* start Supplied information *
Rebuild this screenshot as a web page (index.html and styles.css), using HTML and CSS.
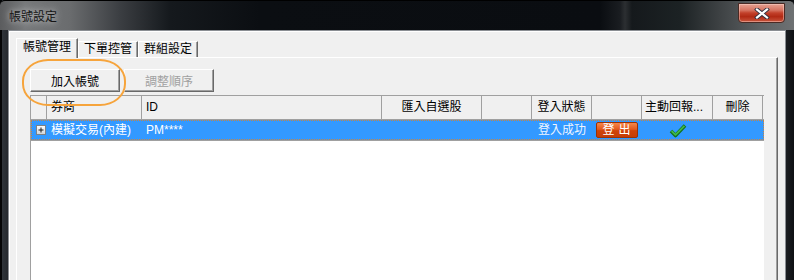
* end Supplied information *
* start Supplied information *
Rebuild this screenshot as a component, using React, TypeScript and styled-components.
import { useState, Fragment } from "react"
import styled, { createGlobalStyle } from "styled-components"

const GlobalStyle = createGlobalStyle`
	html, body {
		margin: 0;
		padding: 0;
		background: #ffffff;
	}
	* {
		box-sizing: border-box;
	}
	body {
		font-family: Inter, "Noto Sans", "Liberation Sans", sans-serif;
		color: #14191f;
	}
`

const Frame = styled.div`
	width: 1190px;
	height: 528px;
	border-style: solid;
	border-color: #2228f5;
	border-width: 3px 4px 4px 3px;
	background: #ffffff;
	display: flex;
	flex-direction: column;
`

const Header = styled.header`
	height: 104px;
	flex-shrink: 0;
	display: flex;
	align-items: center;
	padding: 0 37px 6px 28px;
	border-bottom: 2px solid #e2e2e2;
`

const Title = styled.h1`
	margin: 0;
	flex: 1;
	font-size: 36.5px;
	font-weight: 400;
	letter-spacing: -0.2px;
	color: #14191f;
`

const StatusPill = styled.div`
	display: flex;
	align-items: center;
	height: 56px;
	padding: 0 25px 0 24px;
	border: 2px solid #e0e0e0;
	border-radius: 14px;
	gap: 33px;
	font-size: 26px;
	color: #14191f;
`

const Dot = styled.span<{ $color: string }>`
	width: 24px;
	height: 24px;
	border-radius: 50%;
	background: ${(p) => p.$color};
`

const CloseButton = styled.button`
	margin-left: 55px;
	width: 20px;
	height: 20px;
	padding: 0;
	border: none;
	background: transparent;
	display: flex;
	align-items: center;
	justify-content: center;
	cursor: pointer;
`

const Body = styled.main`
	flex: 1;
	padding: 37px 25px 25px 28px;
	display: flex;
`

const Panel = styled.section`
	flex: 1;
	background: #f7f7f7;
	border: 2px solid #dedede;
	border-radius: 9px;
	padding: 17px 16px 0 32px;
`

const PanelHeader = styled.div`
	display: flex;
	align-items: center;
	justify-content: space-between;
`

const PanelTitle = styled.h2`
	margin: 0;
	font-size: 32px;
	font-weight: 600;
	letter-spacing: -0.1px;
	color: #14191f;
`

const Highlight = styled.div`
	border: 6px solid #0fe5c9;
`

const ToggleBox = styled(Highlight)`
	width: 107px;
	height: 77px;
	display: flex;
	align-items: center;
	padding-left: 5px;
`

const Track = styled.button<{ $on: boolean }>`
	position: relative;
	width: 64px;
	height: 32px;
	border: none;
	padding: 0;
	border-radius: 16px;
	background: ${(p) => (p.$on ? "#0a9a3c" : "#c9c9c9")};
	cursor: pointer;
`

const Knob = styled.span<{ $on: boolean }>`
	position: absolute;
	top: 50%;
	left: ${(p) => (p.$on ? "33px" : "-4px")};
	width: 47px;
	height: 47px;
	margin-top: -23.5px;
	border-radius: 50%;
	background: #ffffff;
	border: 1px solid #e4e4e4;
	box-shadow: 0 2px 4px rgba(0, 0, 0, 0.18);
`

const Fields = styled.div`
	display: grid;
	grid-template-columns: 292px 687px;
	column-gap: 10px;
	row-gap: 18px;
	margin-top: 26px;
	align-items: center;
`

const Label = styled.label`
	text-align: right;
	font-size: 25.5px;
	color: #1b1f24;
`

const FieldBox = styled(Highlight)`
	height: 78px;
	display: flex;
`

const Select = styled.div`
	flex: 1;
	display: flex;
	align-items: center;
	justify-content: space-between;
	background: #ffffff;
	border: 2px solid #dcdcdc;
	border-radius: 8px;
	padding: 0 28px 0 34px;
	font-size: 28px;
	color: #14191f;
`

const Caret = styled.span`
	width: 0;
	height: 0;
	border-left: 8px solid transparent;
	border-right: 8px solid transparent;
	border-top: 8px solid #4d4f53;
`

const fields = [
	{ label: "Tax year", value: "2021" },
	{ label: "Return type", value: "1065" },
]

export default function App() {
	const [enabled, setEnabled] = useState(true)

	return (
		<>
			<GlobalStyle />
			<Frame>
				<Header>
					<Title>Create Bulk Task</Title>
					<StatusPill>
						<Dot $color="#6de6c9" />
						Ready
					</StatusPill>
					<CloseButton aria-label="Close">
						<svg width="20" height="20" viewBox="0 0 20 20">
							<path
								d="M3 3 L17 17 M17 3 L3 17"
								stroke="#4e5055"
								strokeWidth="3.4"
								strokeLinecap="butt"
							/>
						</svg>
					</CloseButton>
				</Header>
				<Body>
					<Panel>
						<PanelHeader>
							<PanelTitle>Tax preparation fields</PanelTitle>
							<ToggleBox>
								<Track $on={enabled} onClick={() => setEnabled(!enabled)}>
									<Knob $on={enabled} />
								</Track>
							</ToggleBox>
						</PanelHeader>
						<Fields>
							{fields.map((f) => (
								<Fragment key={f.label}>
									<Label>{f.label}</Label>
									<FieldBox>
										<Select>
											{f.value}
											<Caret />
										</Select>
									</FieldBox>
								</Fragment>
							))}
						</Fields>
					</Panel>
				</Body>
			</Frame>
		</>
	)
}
* end Supplied information *
* start Supplied information *
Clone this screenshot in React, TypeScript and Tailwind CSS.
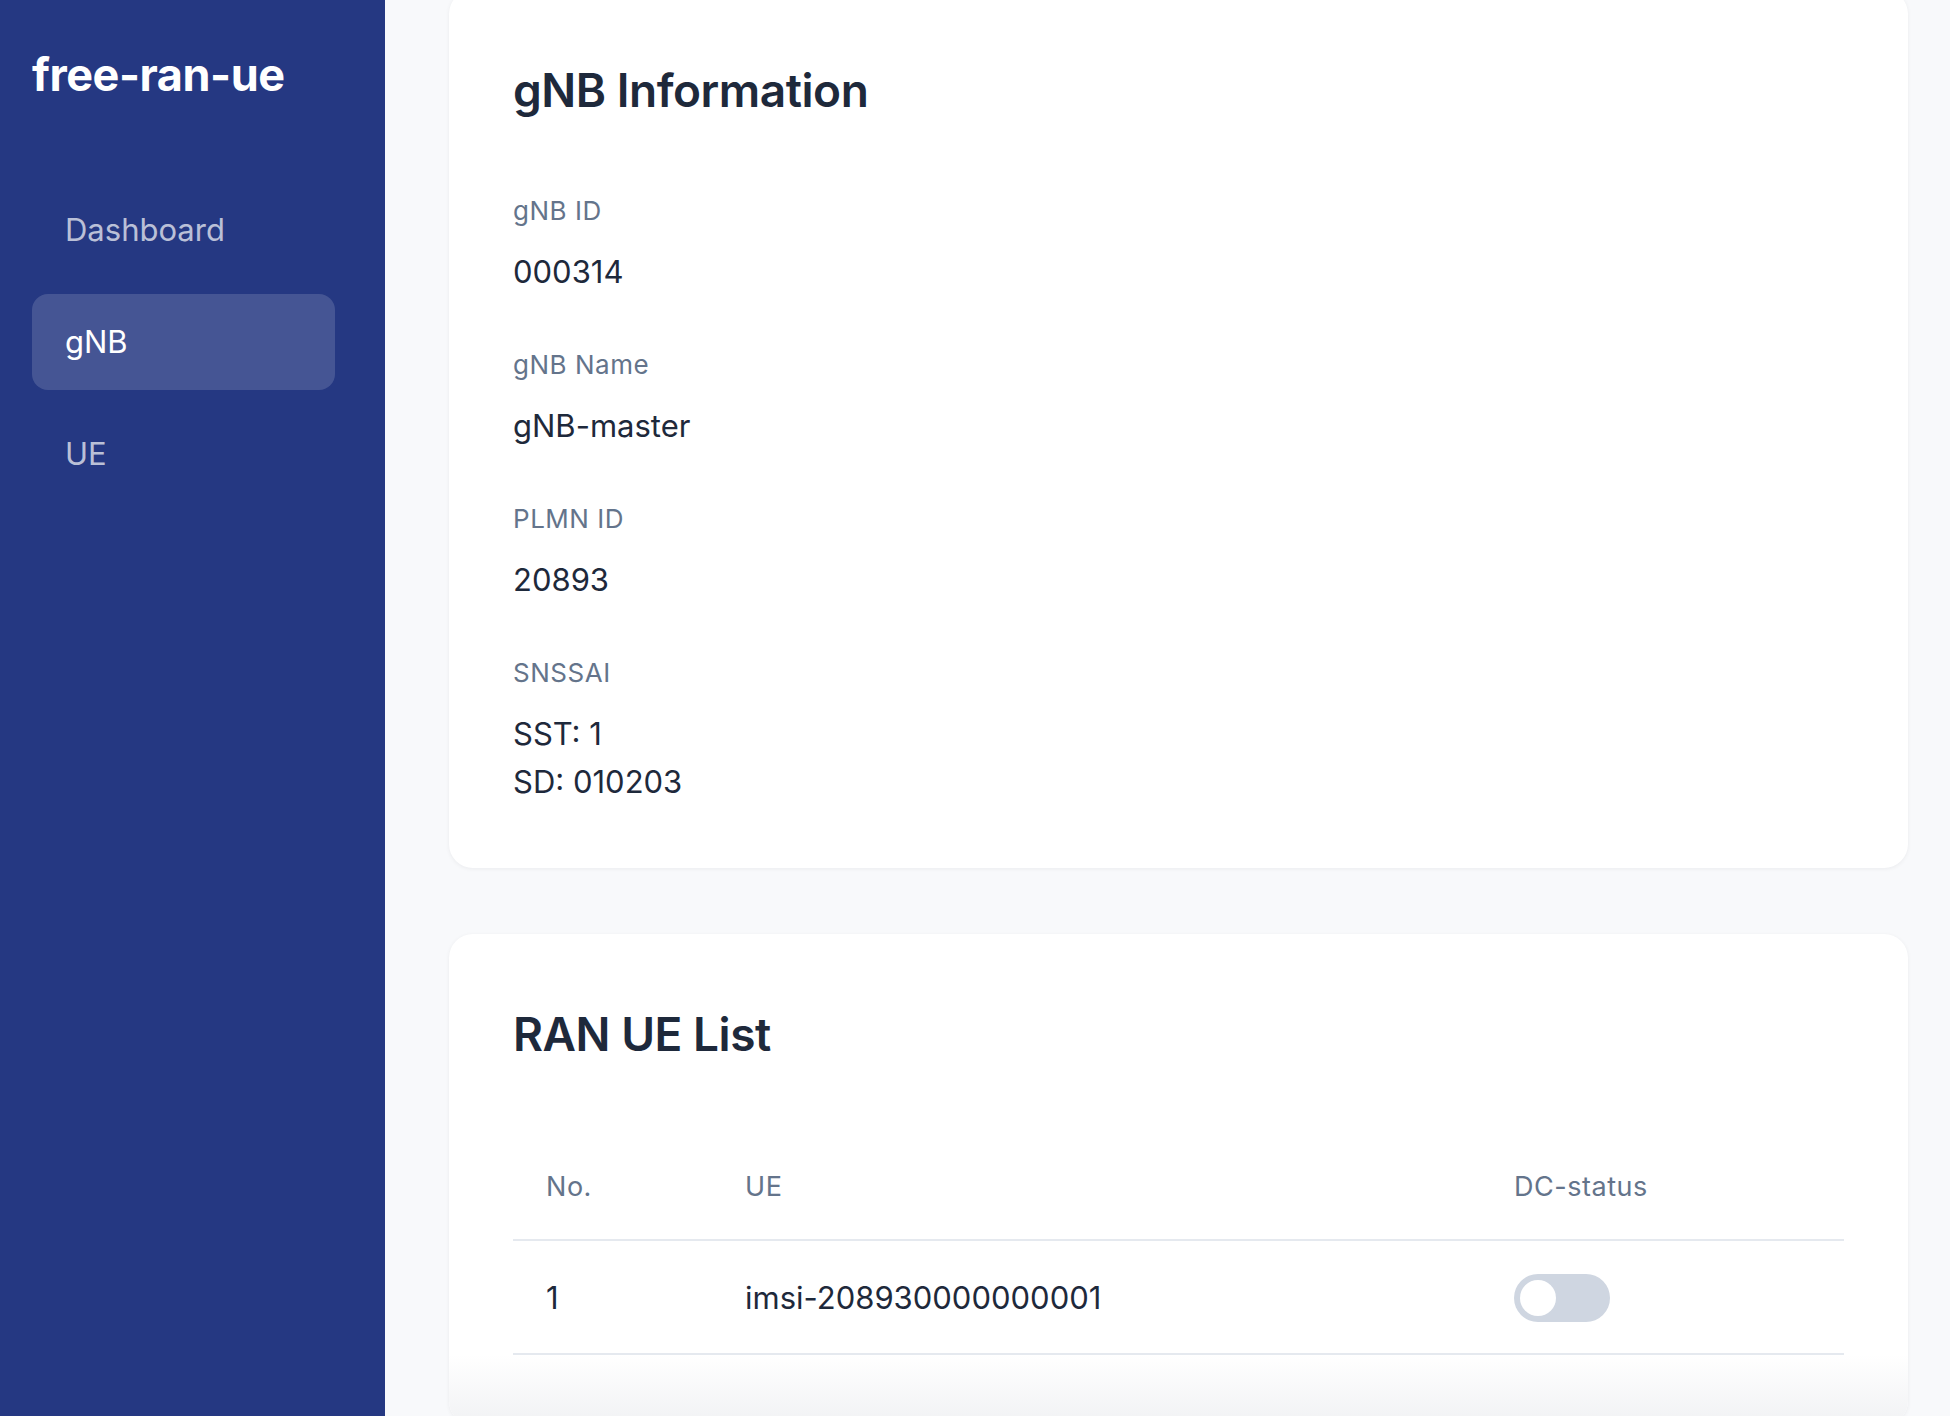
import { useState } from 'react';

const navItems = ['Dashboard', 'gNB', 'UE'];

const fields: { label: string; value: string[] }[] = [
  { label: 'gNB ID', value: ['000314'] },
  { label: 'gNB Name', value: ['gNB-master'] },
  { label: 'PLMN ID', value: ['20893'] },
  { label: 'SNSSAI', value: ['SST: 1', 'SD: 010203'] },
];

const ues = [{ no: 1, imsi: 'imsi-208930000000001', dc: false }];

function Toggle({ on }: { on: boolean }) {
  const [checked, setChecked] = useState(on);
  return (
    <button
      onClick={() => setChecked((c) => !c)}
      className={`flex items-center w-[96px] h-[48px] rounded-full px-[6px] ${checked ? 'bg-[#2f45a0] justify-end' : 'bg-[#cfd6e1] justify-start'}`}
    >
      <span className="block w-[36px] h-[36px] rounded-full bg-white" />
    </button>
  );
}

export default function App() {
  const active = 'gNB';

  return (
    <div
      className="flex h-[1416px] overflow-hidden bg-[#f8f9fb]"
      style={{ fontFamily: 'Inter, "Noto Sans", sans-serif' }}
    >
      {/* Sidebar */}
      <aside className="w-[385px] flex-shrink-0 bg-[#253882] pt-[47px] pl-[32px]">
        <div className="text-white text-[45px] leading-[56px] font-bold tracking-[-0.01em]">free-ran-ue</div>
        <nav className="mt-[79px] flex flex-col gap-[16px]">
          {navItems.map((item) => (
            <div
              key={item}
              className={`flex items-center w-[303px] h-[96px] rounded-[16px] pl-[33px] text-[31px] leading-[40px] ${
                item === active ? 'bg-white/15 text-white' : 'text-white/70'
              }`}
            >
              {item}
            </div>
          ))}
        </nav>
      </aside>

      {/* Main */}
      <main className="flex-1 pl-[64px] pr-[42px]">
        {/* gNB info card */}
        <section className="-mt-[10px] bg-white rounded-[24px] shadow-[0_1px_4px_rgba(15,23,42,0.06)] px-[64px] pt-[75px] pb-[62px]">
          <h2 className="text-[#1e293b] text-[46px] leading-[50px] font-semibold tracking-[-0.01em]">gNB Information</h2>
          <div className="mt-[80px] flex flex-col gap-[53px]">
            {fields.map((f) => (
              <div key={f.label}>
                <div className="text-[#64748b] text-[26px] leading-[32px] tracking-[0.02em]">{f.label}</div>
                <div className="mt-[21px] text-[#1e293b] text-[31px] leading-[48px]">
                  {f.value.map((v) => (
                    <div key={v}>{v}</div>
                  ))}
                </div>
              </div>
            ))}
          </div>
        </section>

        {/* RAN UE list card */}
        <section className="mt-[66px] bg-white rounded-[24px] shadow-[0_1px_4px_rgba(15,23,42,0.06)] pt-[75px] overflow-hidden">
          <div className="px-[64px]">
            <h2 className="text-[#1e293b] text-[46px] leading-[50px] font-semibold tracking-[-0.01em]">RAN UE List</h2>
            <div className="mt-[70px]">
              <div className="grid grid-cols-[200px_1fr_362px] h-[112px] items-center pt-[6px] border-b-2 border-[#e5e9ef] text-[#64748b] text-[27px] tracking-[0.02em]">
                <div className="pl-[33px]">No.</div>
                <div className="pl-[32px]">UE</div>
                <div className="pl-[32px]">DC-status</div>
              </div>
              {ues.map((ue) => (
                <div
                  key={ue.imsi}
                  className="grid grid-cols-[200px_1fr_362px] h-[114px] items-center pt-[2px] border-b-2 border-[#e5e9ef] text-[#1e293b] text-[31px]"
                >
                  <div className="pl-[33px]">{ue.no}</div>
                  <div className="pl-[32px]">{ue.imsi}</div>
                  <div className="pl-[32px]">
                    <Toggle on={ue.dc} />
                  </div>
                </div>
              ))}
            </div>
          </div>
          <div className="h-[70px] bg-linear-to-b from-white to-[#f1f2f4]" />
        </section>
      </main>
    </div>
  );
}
* end Supplied information *
Exercise brief:
Of the lines above, quote exactly those from the one with "Clone this screenshot" through the one with "const active = 'gNB';", ends included; pictures stay out.

Written reply:
Clone this screenshot in React, TypeScript and Tailwind CSS.
import { useState } from 'react';

const navItems = ['Dashboard', 'gNB', 'UE'];

const fields: { label: string; value: string[] }[] = [
  { label: 'gNB ID', value: ['000314'] },
  { label: 'gNB Name', value: ['gNB-master'] },
  { label: 'PLMN ID', value: ['20893'] },
  { label: 'SNSSAI', value: ['SST: 1', 'SD: 010203'] },
];

const ues = [{ no: 1, imsi: 'imsi-208930000000001', dc: false }];

function Toggle({ on }: { on: boolean }) {
  const [checked, setChecked] = useState(on);
  return (
    <button
      onClick={() => setChecked((c) => !c)}
      className={`flex items-center w-[96px] h-[48px] rounded-full px-[6px] ${checked ? 'bg-[#2f45a0] justify-end' : 'bg-[#cfd6e1] justify-start'}`}
    >
      <span className="block w-[36px] h-[36px] rounded-full bg-white" />
    </button>
  );
}

export default function App() {
  const active = 'gNB';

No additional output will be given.